Wednesday, April 19, 2006

life changing!!

So, life as I know it is over. I am entering a new phase of life and I must admit, I was not ready for it!
I layed Ethan down for a nap yesterday, but he didn't want to go down. I left him to cry it out because I knew he was tired. I made my bed while I waited for him to settle down but before I could get all the pillows on the bed, I heard a door open. It was the closet!! (That's where Ethan sleeps.) He had climbed out of the crib AND opened the door! I hoped it was a fluke- he just dropped out of the crib or something. But later in the afternoon, after a real nap, I heard him calling "mom, mom,mom..." and the voice was coming down the hall! He had climbed out again! I tried to tell myself it was just one of those days when babies figure out something but then forget for a while, they hadn't really learned it yet. Nope! This morning, he crashed to the floor and came out looking for someone to console him.
So, my baby, who has not been a baby for quite a while, can get out of his bed and open doors and I have to find a way to adjust. The fear that naps are ending soon has gripped my heart and made me depressed this morning. Luckily the sun is finally out and that raises all of our spirits after so much snow and gloom!

5 Comments:

Blogger Jill said...

Gasp! That is a terrible phase to be entering. Why do kids think they don't need naps? Maybe you could talk him into trading the nap time with you, so at least one of you could function for the rest of the day. I feel panicked for you. Maybe Marcie's crib tent is the answer.

April 19, 2006 10:19 AM  
Blogger michelle said...

Oh dear. This is terrible news indeed. Lucas gave up naps entirely by 18 months and I still haven't quite forgiven him for it. When Max was this age, he would lie down on my bed with me and fall asleep. If circumstances permitted, I would sleep with him. If not, I would get up and do other things after he had fallen asleep. Would this be an option?

April 19, 2006 1:21 PM  
Blogger Amy said...

Oh, I feel for you!

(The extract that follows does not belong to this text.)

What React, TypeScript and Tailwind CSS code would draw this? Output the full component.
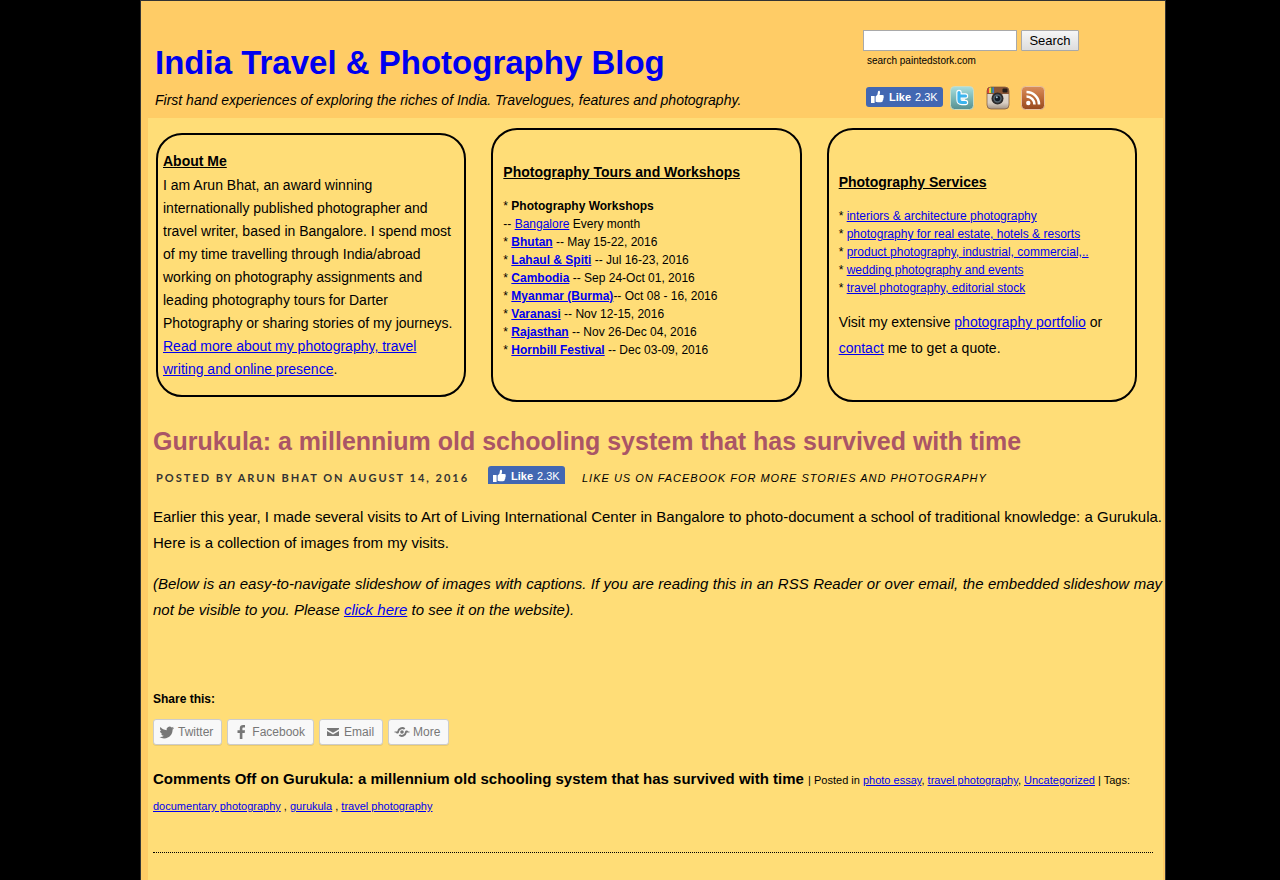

This is not something that I've had to deal with with Kaitlin, yet, but the time is near. She's starting in a big girl bed when we move home, and I know I'm in for trouble! Fortunately she's not tall enough to open doors yet. She's close, but not quite there. So, what's next for Ethan?

April 19, 2006 3:49 PM  
Blogger jt said...

I'm finding myself having a panic attack for you- I dread this day for myself with fear and loathing. But good luck! ;)

April 19, 2006 6:24 PM  
Blogger amy gretchen said...

all i can say is good luck to you. i have been fretting this myself with megan. i can't believe she hasn't figure that one out yet. don't give up on the nap. at least not until he's 3.